Thank you, Martina says that she uses it for her dogs and cat too. It's fairly powerful stuff and Tilly's an old dog, so I'm a bit cautious about using it, though we used to use it sometimes on Chester. He was a setter/collie cross and was a keen rabbiter at one time. The year he had ticks though, he got them from sheep. I spent weeks removing them several times a day by hand.
Front line does the job here as well.
Lily is Tick Central though, a sort of caravan holiday for ticks. I try not to tread on them when they fall off though.
I suppose I'm out of the way of it - it's been nearly 5 years since Chester died and Tilly only catches the occasional flea usually. I'm pretty vigilant about checking her and if I see one I catch it.
I'm not sure if I've ever described de-ticking Chester. He had them everywhere. Everywhere. Yes, including the dog's bollocks. I tweezed them, too. It takes them a whole day to latch on and if you get them before they've bitten through the skin they can be removed with tweezers.

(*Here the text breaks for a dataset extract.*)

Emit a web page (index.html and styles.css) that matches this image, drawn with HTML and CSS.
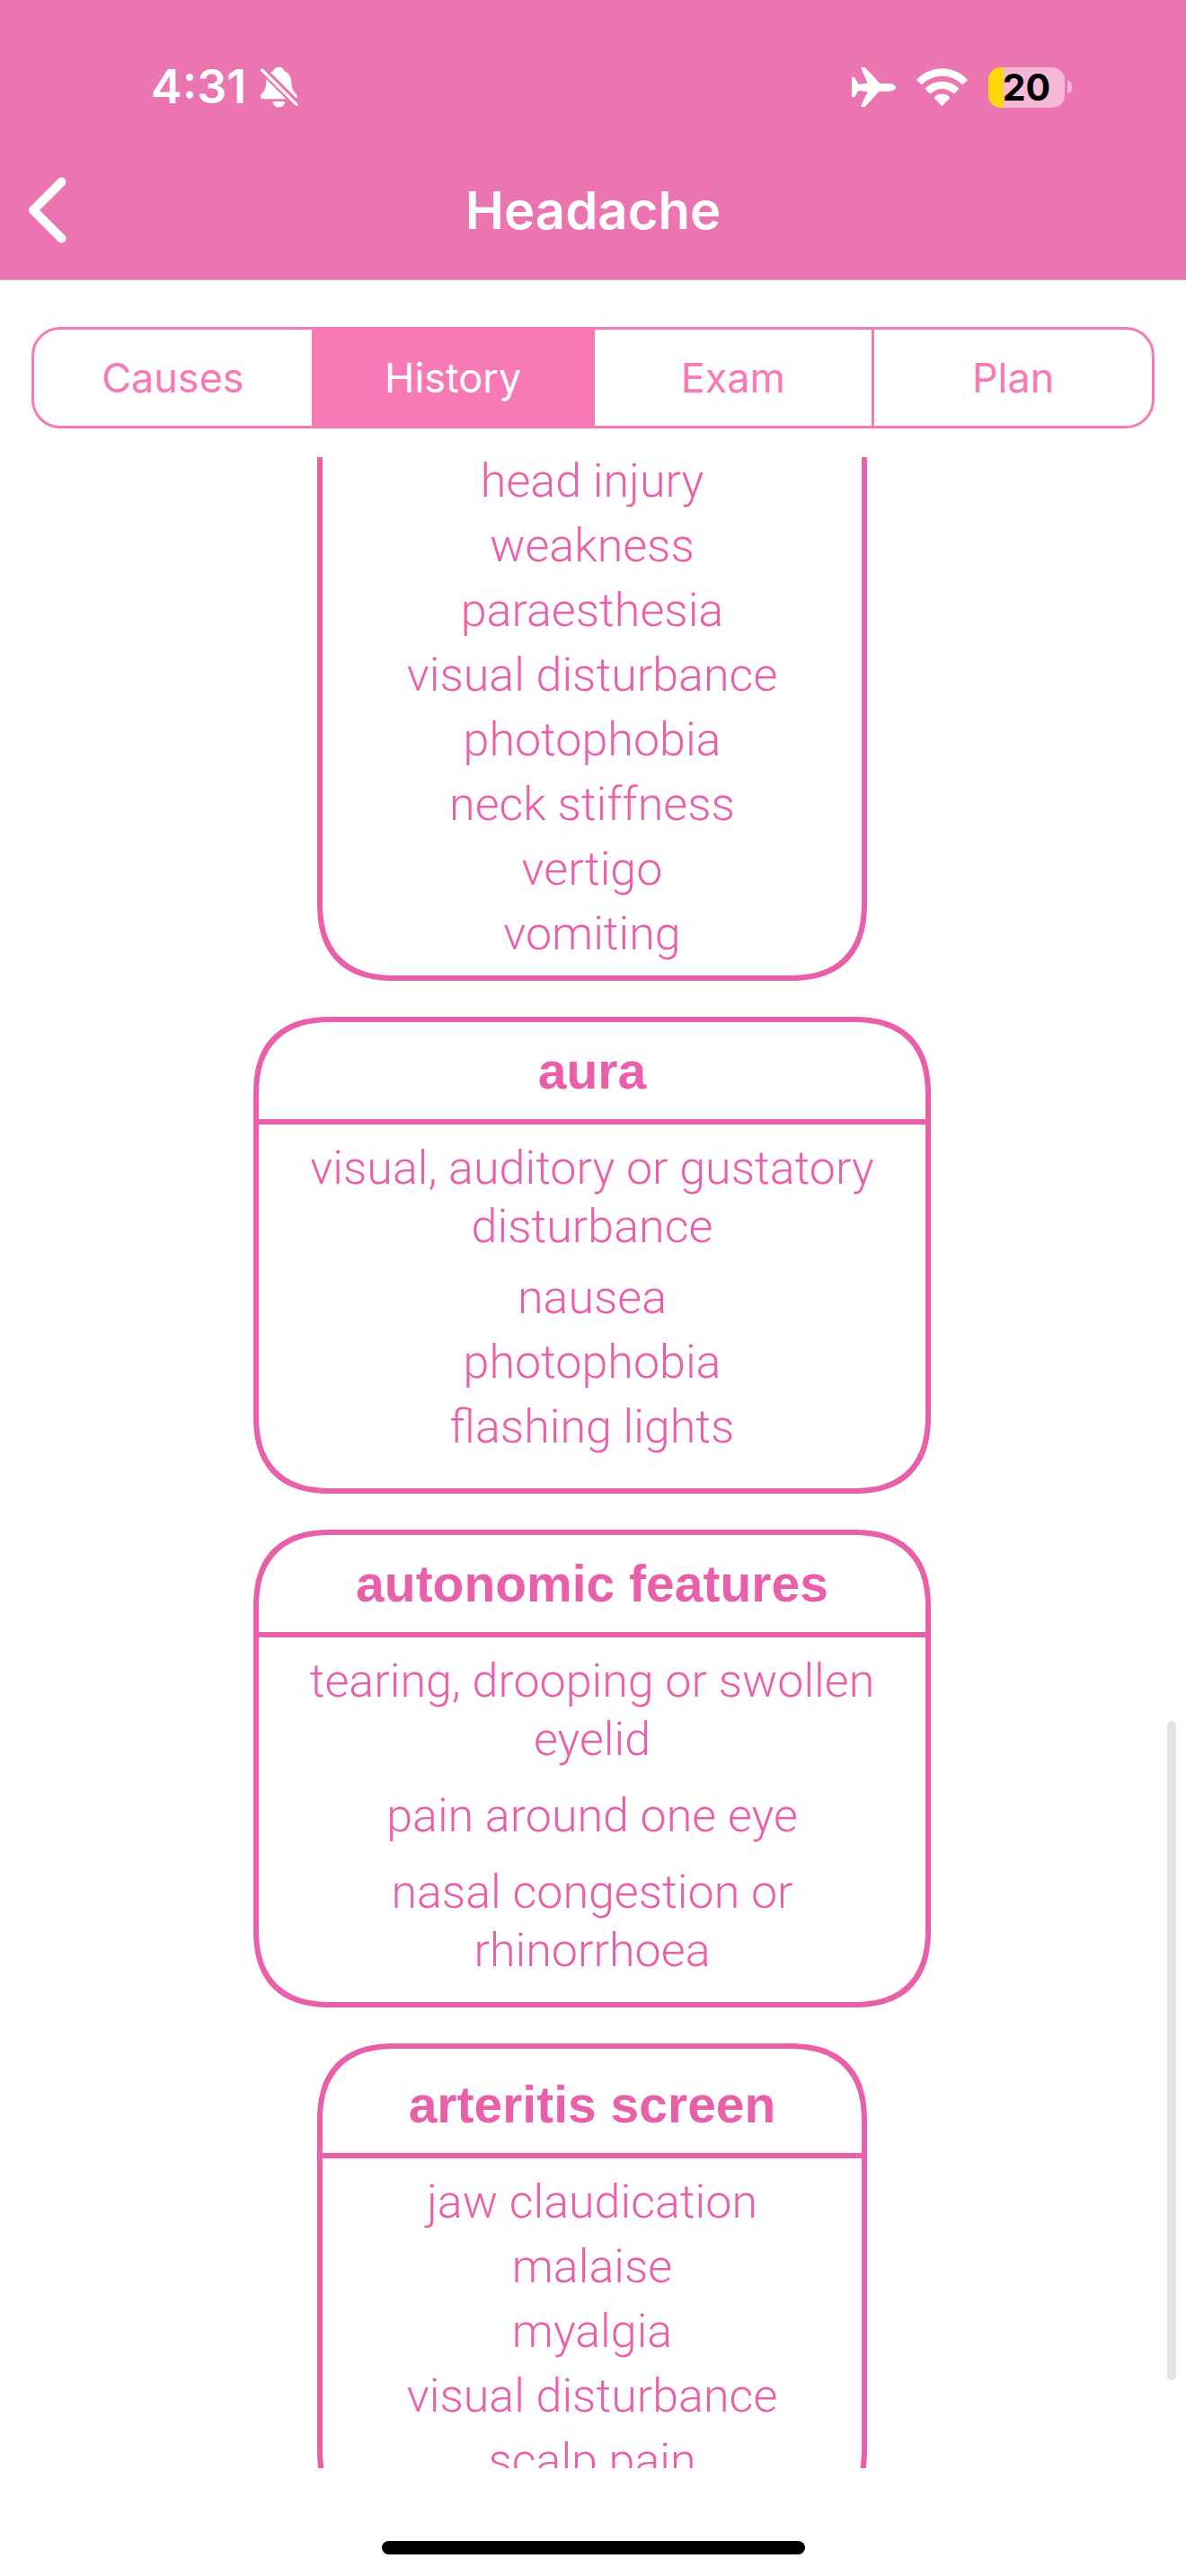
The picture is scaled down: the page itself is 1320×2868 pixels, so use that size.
FILE: index.html
```html
<!DOCTYPE html>
<html lang="en">
<head>
<meta charset="utf-8">
<meta name="viewport" content="width=device-width, initial-scale=1">
<title>Headache</title>
<link rel="stylesheet" href="styles.css">
</head>
<body>
<header class="header">
  <div class="status">
    <div class="status-group status-left">
      <span class="time">4:31</span>
      <svg class="icon-bell" viewBox="0 0 126 136" aria-hidden="true">
        <path fill="#fff" d="M61 1C51 1 44 7 41 15C26 22 19 36 18 54C18 72 14 80 5 89C2 92 0 95 0 99C0 105 3 108 9 108H113C119 108 122 105 122 99C122 95 120 92 116 88C107 79 104 70 103 52C102 35 95 22 80 15C77 7 71 1 61 1Z"/>
        <path fill="#fff" d="M40 116H82C80 128 72 135 61 135S42 128 40 116Z"/>
        <path class="bell-cut" d="M-5 -1L132 136"/>
        <path stroke="#fff" stroke-width="10" stroke-linecap="round" d="M5 11L120 126"/>
      </svg>
    </div>
    <div class="status-group status-right">
      <svg class="icon-plane" viewBox="0 0 147 132" aria-hidden="true">
        <path fill="#fff" d="M31 3C31 1 33 0 36 0H41C44 0 46 2 48 4L94 54H124C137 54 147 60 147 67S137 80 124 80H92L47 128C45 131 43 132 40 132H34C31 132 30 130 31 128L53 81L22 78L11 96C9 99 6 100 2 100Q0 100 0 98V35Q0 33 2 33H6C9 33 11 35 12 37L22 56L53 53Z"/>
      </svg>
      <svg class="icon-wifi" viewBox="0 0 171 127" aria-hidden="true">
        <path fill="#fff" d="M2 36C48 -11 123 -11 169 36Q172 39 169 42L157 53Q154 56 151 53C115 18 56 18 20 53Q17 56 14 53L2 42Q-1 39 2 36ZM31 66C61 37 110 37 140 66Q143 69 140 72L128 84Q125 87 122 84C102 65 69 65 49 84Q46 87 43 84L31 72Q28 69 31 66ZM61 96C75 83 96 83 110 96Q113 99 110 102L89 124Q85 128 82 124L61 102Q58 99 61 96Z"/>
      </svg>
      <div class="battery"><span class="battery-body">20</span><span class="battery-nub"></span></div>
    </div>
  </div>
  <div class="titlebar">
    <button class="back" type="button" aria-label="Back">
      <svg class="icon-back" viewBox="0 0 43 74" aria-hidden="true"><path d="M37.500 5.500L6 37L37.500 68.500"/></svg>
    </button>
    <h1 class="title">Headache</h1>
  </div>
</header>
<nav class="tabs" aria-label="Sections">
  <button class="tab" type="button">Causes</button>
  <button class="tab tab-active" type="button" aria-current="true">History</button>
  <button class="tab" type="button">Exam</button>
  <button class="tab" type="button">Plan</button>
</nav>
<main class="viewport">
  <div class="cards">
    <section class="card card-narrow card-continued">
      <ul class="list">
        <li>head injury</li>
        <li>weakness</li>
        <li>paraesthesia</li>
        <li>visual disturbance</li>
        <li>photophobia</li>
        <li>neck stiffness</li>
        <li>vertigo</li>
        <li>vomiting</li>
      </ul>
    </section>
    <section class="card">
      <h2 class="card-title">aura</h2>
      <ul class="list list-roomy">
        <li class="long">visual, auditory or gustatory disturbance</li>
        <li>nausea</li>
        <li>photophobia</li>
        <li>flashing lights</li>
      </ul>
    </section>
    <section class="card">
      <h2 class="card-title">autonomic features</h2>
      <ul class="list list-loose">
        <li>tearing, drooping or swollen eyelid</li>
        <li>pain around one eye</li>
        <li>nasal congestion or rhinorrhoea</li>
      </ul>
    </section>
    <section class="card card-narrow">
      <h2 class="card-title card-title-tall">arteritis screen</h2>
      <ul class="list list-roomy">
        <li>jaw claudication</li>
        <li>malaise</li>
        <li>myalgia</li>
        <li>visual disturbance</li>
        <li>scalp pain</li>
      </ul>
    </section>
  </div>
  <div class="scrollbar"></div>
</main>
<footer class="footer"><div class="home-indicator"></div></footer>
</body>
</html>
```
FILE: styles.css
```css
:root {
  --header: #eb75b0;
  --tab: #f779b6;
  --pink: #e95fa9;
}

* {
  box-sizing: border-box;
}

body {
  margin: 0;
  height: 100vh;
  display: flex;
  flex-direction: column;
  background: #fff;
  font-family: Inter, "Liberation Sans", sans-serif;
}

button {
  margin: 0;
  padding: 0;
  border: 0;
  background: none;
  font: inherit;
  color: inherit;
}

svg {
  display: block;
  fill: none;
}

/* Header */
.header {
  flex: none;
  background: var(--header);
  border-bottom: 1px solid #b9b9b9;
  color: #fff;
}

.status {
  display: flex;
  justify-content: space-between;
  align-items: center;
  height: 157px;
  padding: 37px 127px 0 168px;
}

.status-group {
  display: flex;
  align-items: center;
}

.status-left {
  gap: 16px;
}

.status-right {
  gap: 23px;
}

.time {
  font-size: 52px;
  font-weight: 600;
  line-height: 64px;
}

.icon-bell {
  width: 42px;
  height: 46px;
}

.bell-cut {
  stroke: var(--header);
  stroke-width: 26;
}

.icon-plane {
  width: 49px;
  height: 44px;
}

.icon-wifi {
  width: 57px;
  height: 42px;
}

.battery {
  display: flex;
  align-items: center;
  gap: 3px;
}

.battery-body {
  width: 85px;
  border-radius: 14px;
  background: linear-gradient(90deg, #ffd60a 17px, #f5b8d7 17px);
  color: #000;
  font-size: 41px;
  font-weight: 700;
  line-height: 45px;
  text-align: center;
}

.battery-nub {
  width: 5px;
  height: 14px;
  border-radius: 0 5px 5px 0;
  background: #f5b8d7;
}

.titlebar {
  display: grid;
  grid-template-columns: 100px 1fr 100px;
  align-items: center;
  height: 154px;
}

.back {
  padding-left: 31px;
}

.icon-back {
  width: 43px;
  height: 74px;
}

.icon-back path {
  stroke: #fff;
  stroke-width: 10;
  stroke-linecap: round;
  stroke-linejoin: round;
}

.title {
  margin: 0;
  font-size: 58px;
  font-weight: 600;
  line-height: 72px;
  text-align: center;
}

/* Segmented control */
.tabs {
  flex: none;
  display: flex;
  height: 113px;
  margin: 52px 35px 32px;
  border: 3px solid var(--tab);
  border-radius: 32px;
  overflow: hidden;
}

.tab {
  flex: 1;
  color: var(--tab);
  font-size: 45px;
}

.tab + .tab {
  border-left: 3px solid var(--tab);
}

.tab-active {
  background: var(--tab);
  color: #fff;
}

/* Scrolling cards */
.viewport {
  position: relative;
  flex: 1;
  min-height: 0;
  overflow: hidden;
}

.cards {
  display: flex;
  flex-direction: column;
  align-items: center;
  gap: 40px;
  padding-right: 2px;
}

.card {
  flex: none;
  width: 754px;
  max-width: 100%;
  border: 6px solid var(--pink);
  border-radius: 75px;
  color: var(--pink);
}

/* Smoother, continuous corners where the browser can draw them */
@supports (corner-shape: superellipse(1.3)) {
  .card {
    border-radius: 88px;
    corner-shape: superellipse(1.3);
  }
}

.card-narrow {
  width: 612px;
}

.card-continued {
  margin-top: -6px;
  border-top: 0;
  border-top-left-radius: 0;
  border-top-right-radius: 0;
}

.card-title {
  margin: 0;
  border-bottom: 6px solid var(--pink);
  font-family: "Liberation Sans", sans-serif;
  font-size: 57px;
  font-weight: 700;
  line-height: 108px;
  text-align: center;
}

.card-title-tall {
  padding-top: 8px;
}

.list {
  display: flex;
  flex-direction: column;
  gap: 7px;
  margin: 0;
  padding: 0 40px 14px;
  list-style: none;
  font-family: Roboto, "Liberation Sans", sans-serif;
  font-size: 52px;
  font-weight: 300;
  line-height: 65px;
  text-align: center;
}

.card-title + .list {
  padding-top: 16px;
}

.list-roomy {
  padding-bottom: 36px;
}

.list-loose {
  gap: 20px;
  padding-bottom: 25px;
}

.long {
  margin-bottom: 7px;
}

.scrollbar {
  position: absolute;
  right: 11px;
  bottom: 98px;
  width: 10px;
  height: 734px;
  border-radius: 5px;
  background: #e3e3e3;
}

/* Home indicator */
.footer {
  flex: none;
  padding: 81px 0 24px;
}

.home-indicator {
  width: 471px;
  height: 15px;
  margin: 0 auto;
  border-radius: 8px;
  background: #000;
}
```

If I spend the night itching I shall know who to blame.
Yup. Sorry. Strictly speaking, btw, that should be "whom" :-D
I reserve the objective case for humans. I know Tilly is almost, but even so.
I assumed you were blaming me, Dave.
Chester's eyes opened a bit wider too, Rog.
Georgie is 12 and has never had Frontline problems. I found a website in California where the price is best. If you want their name let me know. The visual of you deticking Chester..scary, very scary.
do chickens get fleas?!
Yuk, fleas! With our seven cats we have to be very vigilant and they all get treated with Frontline once a month (except in Winter)- expensive but worth it.
Many years ago we 'house sat' for friends in France and there was a flea 'epidemic' in the area. We tried everything we could but couldn't get rid of the beasties. They would even jump on your feet when you walked round town. . . .
Chester was young and quite scatty and reluctant to lie still, but after a few weeks of being de-ticked he was entirely biddable. Gentle and persistent, that's me.
Chickens get tiny mites once in a while, Ziggi, and their house and bedding has to be dusted with insecticide powder.
Sandy, ew. That's worse than Tilly's problem.
Thanks for the offer, Martina - I'll see if the problem persists - I might as well use up the stuff I've got for now.
Poor sweet puppy.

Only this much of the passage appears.